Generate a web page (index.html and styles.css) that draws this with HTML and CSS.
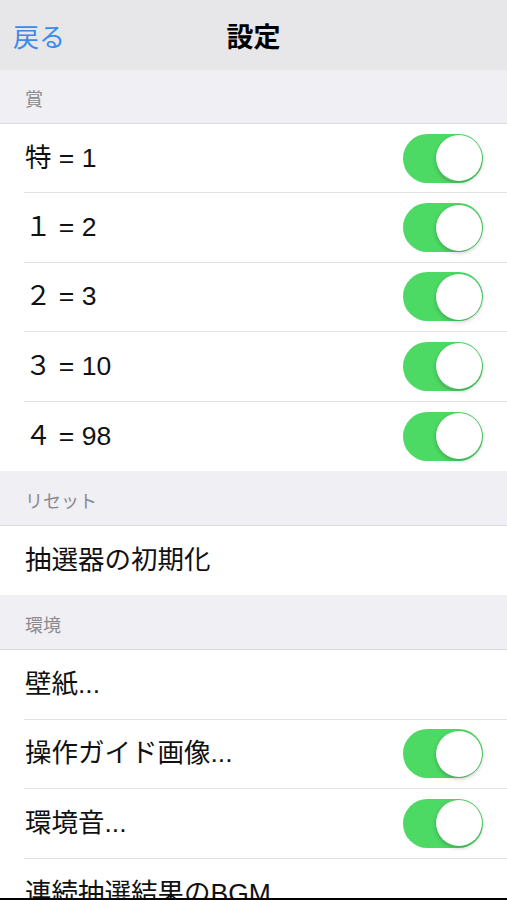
FILE: index.html
```html
<!DOCTYPE html>
<html lang="ja">
<head>
<meta charset="utf-8">
<title>設定</title>
<link rel="stylesheet" href="styles.css">
</head>
<body>
<div class="screen">
  <header class="navbar">
    <span class="back">戻る</span>
    <span class="title">設定</span>
  </header>

  <div class="section-header">賞</div>
  <div class="group">
    <div class="row"><span class="label">特 = 1</span><span class="toggle on"><span class="knob"></span></span></div>
    <div class="row"><span class="label">１ = 2</span><span class="toggle on"><span class="knob"></span></span></div>
    <div class="row"><span class="label">２ = 3</span><span class="toggle on"><span class="knob"></span></span></div>
    <div class="row"><span class="label">３ = 10</span><span class="toggle on"><span class="knob"></span></span></div>
    <div class="row"><span class="label">４ = 98</span><span class="toggle on"><span class="knob"></span></span></div>
  </div>

  <div class="section-header">リセット</div>
  <div class="group">
    <div class="row"><span class="label">抽選器の初期化</span></div>
  </div>

  <div class="section-header">環境</div>
  <div class="group">
    <div class="row"><span class="label">壁紙...</span></div>
    <div class="row"><span class="label">操作ガイド画像...</span><span class="toggle on"><span class="knob"></span></span></div>
    <div class="row"><span class="label">環境音...</span><span class="toggle on"><span class="knob"></span></span></div>
    <div class="row"><span class="label">連続抽選結果のBGM...</span></div>
  </div>
</div>
</body>
</html>
```

FILE: styles.css
```css
html, body {
  margin: 0;
  padding: 0;
  background: #000;
}
body {
  font-family: "Liberation Sans", "Noto Sans CJK JP", sans-serif;
  width: 507px;
  height: 900px;
  overflow: hidden;
}
.screen {
  width: 507px;
  height: 898px;
  overflow: hidden;
  background: #efeff4;
}
.navbar {
  height: 70px;
  background: #e7e7e9;
  display: grid;
  grid-template-columns: 1fr auto 1fr;
  align-items: center;
  padding: 0 13px;
  box-sizing: border-box;
}
.back {
  color: #3a8ce9;
  font-size: 26px;
  font-family: "Noto Sans CJK JP", sans-serif;
  justify-self: start;
  margin-top: 1px;
}
.title {
  color: #000;
  font-size: 27px;
  font-weight: bold;
  font-family: "Noto Sans CJK JP", sans-serif;
  grid-column: 2;
  margin-top: 1px;
}
.section-header {
  height: 54px;
  box-sizing: border-box;
  display: flex;
  align-items: flex-end;
  padding: 0 0 14px 25px;
  color: #8a8a8f;
  font-size: 18px;
  font-family: "Noto Sans CJK JP", sans-serif;
  line-height: 22px;
}
.section-header:first-of-type {
  height: 53px;
}
.group {
  background: #fff;
  border-top: 1px solid #d9d9de;
}
.row {
  height: 69.4px;
  box-sizing: border-box;
  display: flex;
  align-items: center;
  justify-content: space-between;
  margin-left: 24px;
  padding-right: 24px;
  border-bottom: 1px solid #e2e2e6;
}
.group .row:last-child {
  border-bottom: none;
}
.label {
  color: #111;
  font-size: 26.5px;
  line-height: 32px;
  padding-left: 1px;
  margin-top: -1px;
  white-space: nowrap;
}
.toggle {
  width: 80px;
  height: 49px;
  border-radius: 25px;
  background: #4cd964;
  display: flex;
  align-items: center;
  justify-content: flex-end;
  padding: 0 1px;
  box-sizing: border-box;
}
.knob {
  width: 46px;
  height: 46px;
  border-radius: 50%;
  background: #fff;
  box-shadow: 0 2px 4px rgba(0,0,0,0.22), 0 0 0 0.5px rgba(0,0,0,0.06);
}
```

> **Given instruction**
Write out each line again precisely as it appears, skipping every picture.

> **Task response**
Generate a web page (index.html and styles.css) that draws this with HTML and CSS.
FILE: index.html
```html
<!DOCTYPE html>
<html lang="ja">
<head>
<meta charset="utf-8">
<title>設定</title>
<link rel="stylesheet" href="styles.css">
</head>
<body>
<div class="screen">
  <header class="navbar">
    <span class="back">戻る</span>
    <span class="title">設定</span>
  </header>

  <div class="section-header">賞</div>
  <div class="group">
    <div class="row"><span class="label">特 = 1</span><span class="toggle on"><span class="knob"></span></span></div>
    <div class="row"><span class="label">１ = 2</span><span class="toggle on"><span class="knob"></span></span></div>
    <div class="row"><span class="label">２ = 3</span><span class="toggle on"><span class="knob"></span></span></div>
    <div class="row"><span class="label">３ = 10</span><span class="toggle on"><span class="knob"></span></span></div>
    <div class="row"><span class="label">４ = 98</span><span class="toggle on"><span class="knob"></span></span></div>
  </div>

  <div class="section-header">リセット</div>
  <div class="group">
    <div class="row"><span class="label">抽選器の初期化</span></div>
  </div>

  <div class="section-header">環境</div>
  <div class="group">
    <div class="row"><span class="label">壁紙...</span></div>
    <div class="row"><span class="label">操作ガイド画像...</span><span class="toggle on"><span class="knob"></span></span></div>
    <div class="row"><span class="label">環境音...</span><span class="toggle on"><span class="knob"></span></span></div>
    <div class="row"><span class="label">連続抽選結果のBGM...</span></div>
  </div>
</div>
</body>
</html>
```

FILE: styles.css
```css
html, body {
  margin: 0;
  padding: 0;
  background: #000;
}
body {
  font-family: "Liberation Sans", "Noto Sans CJK JP", sans-serif;
  width: 507px;
  height: 900px;
  overflow: hidden;
}
.screen {
  width: 507px;
  height: 898px;
  overflow: hidden;
  background: #efeff4;
}
.navbar {
  height: 70px;
  background: #e7e7e9;
  display: grid;
  grid-template-columns: 1fr auto 1fr;
  align-items: center;
  padding: 0 13px;
  box-sizing: border-box;
}
.back {
  color: #3a8ce9;
  font-size: 26px;
  font-family: "Noto Sans CJK JP", sans-serif;
  justify-self: start;
  margin-top: 1px;
}
.title {
  color: #000;
  font-size: 27px;
  font-weight: bold;
  font-family: "Noto Sans CJK JP", sans-serif;
  grid-column: 2;
  margin-top: 1px;
}
.section-header {
  height: 54px;
  box-sizing: border-box;
  display: flex;
  align-items: flex-end;
  padding: 0 0 14px 25px;
  color: #8a8a8f;
  font-size: 18px;
  font-family: "Noto Sans CJK JP", sans-serif;
  line-height: 22px;
}
.section-header:first-of-type {
  height: 53px;
}
.group {
  background: #fff;
  border-top: 1px solid #d9d9de;
}
.row {
  height: 69.4px;
  box-sizing: border-box;
  display: flex;
  align-items: center;
  justify-content: space-between;
  margin-left: 24px;
  padding-right: 24px;
  border-bottom: 1px solid #e2e2e6;
}
.group .row:last-child {
  border-bottom: none;
}
.label {
  color: #111;
  font-size: 26.5px;
  line-height: 32px;
  padding-left: 1px;
  margin-top: -1px;
  white-space: nowrap;
}
.toggle {
  width: 80px;
  height: 49px;
  border-radius: 25px;
  background: #4cd964;
  display: flex;
  align-items: center;
  justify-content: flex-end;
  padding: 0 1px;
  box-sizing: border-box;
}
.knob {
  width: 46px;
  height: 46px;
  border-radius: 50%;
  background: #fff;
  box-shadow: 0 2px 4px rgba(0,0,0,0.22), 0 0 0 0.5px rgba(0,0,0,0.06);
}
```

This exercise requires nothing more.